Let $e$ be a primitive idempotent in an associative finite-dimensional $k$-algebra $A$. Then the two modules $Ae/\text{rad}(Ae)$ and $D(eA/\text{rad}(eA))$ are both simple, where $D: \text{mod}(A^{\text{op}}) \to \text{mod}(A)$ is the standard dualization.
Question: Is there an easy proof of the fact (Or is it even true) that those two simple modules are isomorphic to each other as $A$-modules?
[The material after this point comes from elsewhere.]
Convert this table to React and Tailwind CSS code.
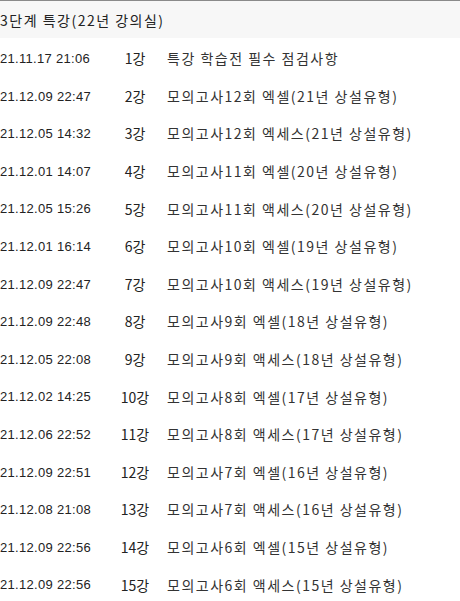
import React from 'react';

const lectures = [
  { date: '21.11.17 21:06', no: 1, title: '특강 학습전 필수 점검사항' },
  { date: '21.12.09 22:47', no: 2, title: '모의고사12회 엑셀(21년 상설유형)' },
  { date: '21.12.05 14:32', no: 3, title: '모의고사12회 엑세스(21년 상설유형)' },
  { date: '21.12.01 14:07', no: 4, title: '모의고사11회 엑셀(20년 상설유형)' },
  { date: '21.12.05 15:26', no: 5, title: '모의고사11회 액세스(20년 상설유형)' },
  { date: '21.12.01 16:14', no: 6, title: '모의고사10회 엑셀(19년 상설유형)' },
  { date: '21.12.09 22:47', no: 7, title: '모의고사10회 액세스(19년 상설유형)' },
  { date: '21.12.09 22:48', no: 8, title: '모의고사9회 엑셀(18년 상설유형)' },
  { date: '21.12.05 22:08', no: 9, title: '모의고사9회 액세스(18년 상설유형)' },
  { date: '21.12.02 14:25', no: 10, title: '모의고사8회 엑셀(17년 상설유형)' },
  { date: '21.12.06 22:52', no: 11, title: '모의고사8회 액세스(17년 상설유형)' },
  { date: '21.12.09 22:51', no: 12, title: '모의고사7회 엑셀(16년 상설유형)' },
  { date: '21.12.08 21:08', no: 13, title: '모의고사7회 액세스(16년 상설유형)' },
  { date: '21.12.09 22:56', no: 14, title: '모의고사6회 엑셀(15년 상설유형)' },
  { date: '21.12.09 22:56', no: 15, title: '모의고사6회 액세스(15년 상설유형)' },
];

const App = () => {
  return (
    <div className="w-[460px] h-[601px] overflow-hidden bg-white font-['Liberation_Sans','Noto_Sans_CJK_KR',sans-serif]">
      {/* Section header */}
      <div className="h-[38px] border-t border-[#8a8a8a] bg-[#f7f7f7] flex items-center pt-[1px]">
        <span className="text-[14px] tracking-[1.5px] text-[#222] font-['Noto_Sans_CJK_KR',sans-serif]">
          3단계 특강(22년 강의실)
        </span>
      </div>

      {/* Lecture rows */}
      <ul className="flex flex-col pt-[2px]">
        {lectures.map((item) => (
          <li key={item.no} className="h-[37.6px] flex items-center text-[#222]">
            <span className="w-[108px] shrink-0 text-[13px] tracking-[0.3px]">{item.date}</span>
            <span className="w-[54px] shrink-0 text-center text-[14px] font-['Noto_Sans_CJK_KR',sans-serif]">
              {item.no}강
            </span>
            <span className="pl-[5px] text-[14px] tracking-[1.5px] text-[#333] font-['Noto_Sans_CJK_KR',sans-serif] whitespace-nowrap">
              {item.title}
            </span>
          </li>
        ))}
      </ul>
    </div>
  );
};

export default App;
Denote by $k$ the ground field of the algebra $A$. Since both modules are simple, every nonzero homomorphism of $A$-modules $\varphi: Ae/\text{rad}(Ae) \to D(eA/\text{rad}(eA))$ will be an isomorphism. In order to find this, we first construct some $\tilde{\varphi}: Ae \to D(eA/\text{rad}(eA))$:
Let $g \in D(eA/\text{rad}(eA))$ be an arbitrary linear map $eA/\text{rad}(eA) \to k$ such that $g(\overline{e}) \neq 0$. This exists since $e \notin \text{rad}(eA)$, i.e. $\overline{e} \neq 0$. We claim $eg \neq 0$: Indeed, we have $$(eg)(\overline{e}) = g(\overline{e}e) = g(\overline{e}) \neq 0$$ by definition of $g$. This gives rise to a map $\tilde{\varphi}: Ae \to D(eA/\text{rad}(eA)), \ ae \mapsto aeg$, which is clearly $A$-linear. We claim $\text{rad}(Ae) \subseteq \ker(\tilde{\varphi})$: For $ae \in \text{rad}(Ae)$ we get for all $a' \in A$ $$\tilde{\varphi}(ae)\left(\overline{ea'}\right) = (aeg)\left( \overline{ea'}\right) = g\left(\overline{ea'ae} \right) = g(0) = 0$$, where the second to last equality follows from $ea'ae \in eA\text{rad}(Ae) = e\text{rad}(A)e = \text{rad}(eA)e \subseteq \text{rad}(eA)$, i.e. $\overline{ea'ae} = 0$. Therefore, $\tilde{\varphi}(ae) = 0$ and thus $\text{rad}(Ae) \subseteq \ker(\tilde{\varphi})$. Hence we get an $A$-linear map on the quotient $$\varphi: Ae/\text{rad}(Ae) \to D(eA/\text{rad}(eA)), \ \overline{ae} \mapsto \tilde{\varphi}(ae) = aeg.$$ We are done if $\varphi \neq 0$. This is in fact the case, since $\varphi(\overline{e})(\overline{e}) = (eg)(\overline{e}) \neq 0$.
Follow-up Question: Is there a more natural isomorphism?